Let's take a look at how some of these work.

In [198]:
text = 'My neighbor, Mr. Rogers or Mr. Jones, has 5 dogs.'

In [199]:
print(re.findall('[\d]', text))

['5']


In [201]:
print(re.findall('[\w]', text))

['M', 'y', 'n', 'e', 'i', 'g', 'h', 'b', 'o', 'r', 'M', 'r', 'R', 'o', 'g', 'e', 'r', 's', 'o', 'r', 'M', 'r', 'J', 'o', 'n', 'e', 's', 'h', 'a', 's', '5', 'd', 'o', 'g', 's']


In [202]:
# return non-whitespace chars 
print(re.findall('[\S]', text))

['M', 'y', 'n', 'e', 'i', 'g', 'h', 'b', 'o', 'r', ',', 'M', 'r', '.', 'R', 'o', 'g', 'e', 'r', 's', 'o', 'r', 'M', 'r', '.', 'J', 'o', 'n', 'e', 's', ',', 'h', 'a', 's', '5', 'd', 'o', 'g', 's', '.']

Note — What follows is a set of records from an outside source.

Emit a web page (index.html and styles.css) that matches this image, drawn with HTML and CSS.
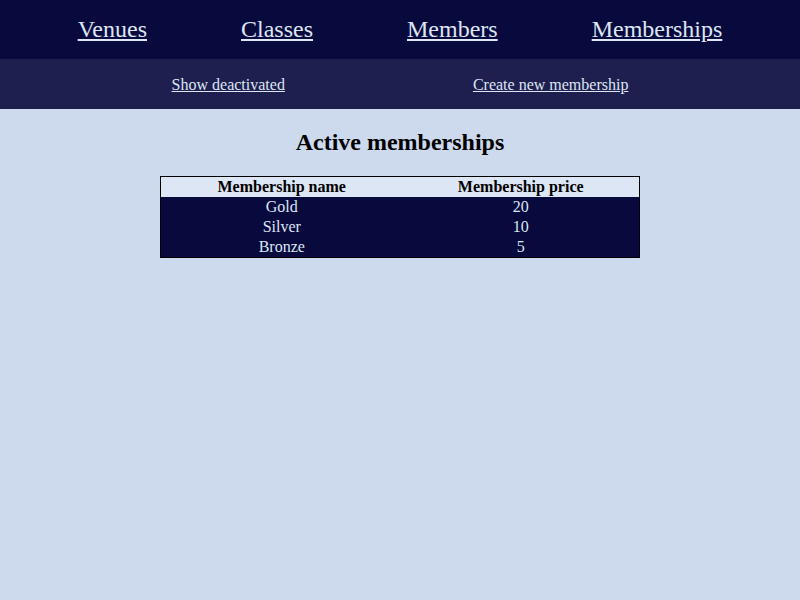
FILE: index.html
```html
<!DOCTYPE html>
<html>
<head>
<meta charset="utf-8">
<link rel="stylesheet" href="styles.css">
</head>
<body>
<nav class="main-nav">
  <a href="#">Venues</a>
  <a href="#">Classes</a>
  <a href="#">Members</a>
  <a href="#">Memberships</a>
</nav>
<nav class="sub-nav">
  <a href="#">Show deactivated</a>
  <a href="#">Create new membership</a>
</nav>
<main class="content">
  <h2 class="title">Active memberships</h2>
  <table class="memberships">
    <thead>
      <tr><th>Membership name</th><th>Membership price</th></tr>
    </thead>
    <tbody>
      <tr><td>Gold</td><td>20</td></tr>
      <tr><td>Silver</td><td>10</td></tr>
      <tr><td>Bronze</td><td>5</td></tr>
    </tbody>
  </table>
</main>
</body>
</html>
```
FILE: styles.css
```css
html, body {
  margin: 0;
  padding: 0;
}
body {
  background: #cdd9ed;
  font-family: "Liberation Serif", "Times New Roman", serif;
  color: #000;
  min-height: 600px;
}
.main-nav {
  background: #080a3e;
  height: 59px;
  display: flex;
  justify-content: center;
  align-items: center;
  gap: 94px;
}
.main-nav a {
  color: #dde6f4;
  font-size: 24px;
}
.sub-nav {
  background: #1e1f4f;
  height: 50px;
  display: flex;
  justify-content: center;
  align-items: center;
  gap: 188px;
  padding-top: 1px;
  box-sizing: border-box;
}
.sub-nav a {
  color: #dde6f4;
  font-size: 16px;
}
.content {
  display: flex;
  flex-direction: column;
  align-items: center;
}
.title {
  font-size: 24px;
  margin: 20px 0;
}
.memberships {
  width: 480px;
  border: 1px solid #000;
  border-collapse: collapse;
  font-size: 16px;
}
.memberships th {
  background: #dde6f4;
  padding: 1px;
}
.memberships td {
  background: #080a3e;
  color: #dde6f4;
  text-align: center;
  padding: 1px;
}
```
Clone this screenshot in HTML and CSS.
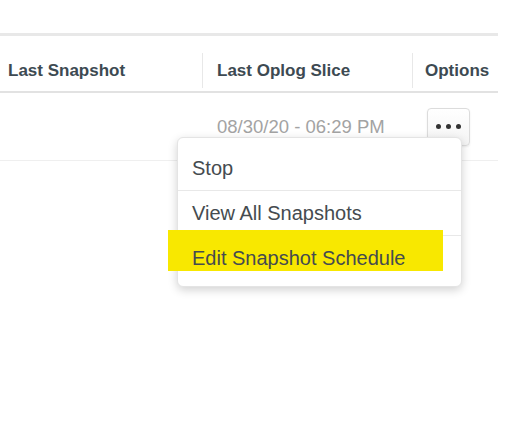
FILE: index.html
```html
<!DOCTYPE html>
<html lang="en">
<head>
    <meta charset="UTF-8">
    <title>Backup Snapshots</title>
    <link rel="stylesheet" href="styles.css">
</head>
<body>

    <div class="panel">
        <div class="table-head">
            <div class="col col-snapshot">Last Snapshot</div>
            <div class="col col-oplog">Last Oplog Slice</div>
            <div class="col col-options">Options</div>
        </div>

        <div class="table-row">
            <div class="cell col-snapshot"></div>
            <div class="cell col-oplog date">08/30/20 - 06:29 PM</div>
            <div class="cell col-options">
                <button class="dots-btn" type="button">
                    <span></span><span></span><span></span>
                </button>
            </div>
        </div>

        <!-- options menu, opened from the ... button -->
        <ul class="menu">
            <li class="menu-item">Stop</li>
            <li class="menu-item">View All Snapshots</li>
            <li class="menu-item">
                <span class="marker"></span>
                <span class="label">Edit Snapshot Schedule</span>
            </li>
        </ul>
    </div>

</body>
</html>
```

FILE: styles.css
```css
body {
    margin: 0;
    background-color: #ffffff;
    font-family: 'Liberation Sans', Arial, sans-serif;
    color: #3d4a52;
}

.panel {
    position: relative;
    width: 498px;
    height: 433px;
    padding-top: 33px;
    box-sizing: border-box;
}

.table-head {
    display: flex;
    border-top: 3px solid #e8e8e8;
    border-bottom: 2px solid #e2e2e2;
    padding: 17px 0 3px;
}

.table-head .col {
    height: 35px;
    display: flex;
    align-items: center;
    font-size: 17px;
    font-weight: bold;
    color: #3d4a52;
}

.col-snapshot {
    width: 202px;
    padding-left: 8px;
    box-sizing: border-box;
}

.col-oplog {
    width: 210px;
    padding-left: 14px;
    box-sizing: border-box;
}

.col-options {
    width: 86px;
    padding-left: 12px;
    box-sizing: border-box;
}

.table-head .col-oplog,
.table-head .col-options {
    border-left: 1px solid #e8e8e8;
}

.table-row {
    display: flex;
    align-items: center;
    height: 67px;
    border-bottom: 1px solid #efefef;
}

.date {
    padding-left: 15px;
    font-size: 18.5px;
    color: #a3a3a3;
}

.table-row .col-options {
    padding-left: 15px;
}

.dots-btn {
    display: flex;
    align-items: center;
    justify-content: center;
    gap: 5px;
    width: 43px;
    height: 38px;
    padding: 0;
    border: 1px solid #dcdcdc;
    border-radius: 4px;
    background: linear-gradient(#ffffff, #f4f4f4);
    box-shadow: 0 1px 2px rgba(0, 0, 0, 0.08);
}

.dots-btn span {
    width: 5px;
    height: 5px;
    border-radius: 50%;
    background-color: #333333;
}

.menu {
    position: absolute;
    left: 177px;
    top: 137px;
    width: 285px;
    margin: 0;
    padding: 8px 0 6px;
    list-style: none;
    background-color: #ffffff;
    border: 1px solid #e4e4e4;
    border-radius: 6px;
    box-shadow: 0 3px 10px rgba(0, 0, 0, 0.18);
    box-sizing: border-box;
}

.menu-item {
    position: relative;
    height: 44px;
    display: flex;
    align-items: center;
    padding-left: 14px;
    font-size: 20px;
    color: #454b4f;
}

.menu-item + .menu-item {
    border-top: 1px solid #e8e8e8;
}

.marker {
    position: absolute;
    left: -10px;
    top: -6px;
    width: 275px;
    height: 41px;
    background-color: #f8e800;
}

.label {
    position: relative;
}
```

We can use the split method to split a string on specific characters, such as commas or any numeric values.

In [203]:
text = 'My neighbor, Mr. Rogers or Mr. Jones, has 5 dogs.'

In [204]:
print(re.split(', ', text)) 

['My neighbor', 'Mr. Rogers or Mr. Jones', 'has 5 dogs.']


In [205]:
print(re.split('[0-9]', text))

['My neighbor, Mr. Rogers or Mr. Jones, has ', ' dogs.']


Let's also take a look at how we can use the sub method to substitute out how many dogs our neighbor has.

In [211]:
text = 'My neighbor, Mr. Rogers or Mr. Jones, has 5 dogs.'

In [212]:
print(re.sub('[0-9]', '100', text))

My neighbor, Mr. Rogers or Mr. Jones, has 100 dogs.


## Summary 

In this lesson, we learned how to manipulate strings with Python. We started by reviewing some of the Python string operations we had seen in previous lessons. Then we learned how to subset strings and split them based on designated characters. From there, we covered boolean methods and how to use them while operating on strings. We also looked at how to change cases of strings, how to strip white spaces, and how to replace substrings with other strings. Finally, we finished up the lesson learning about some of the most frequently used regular expressions and how to use them to match characters in strings.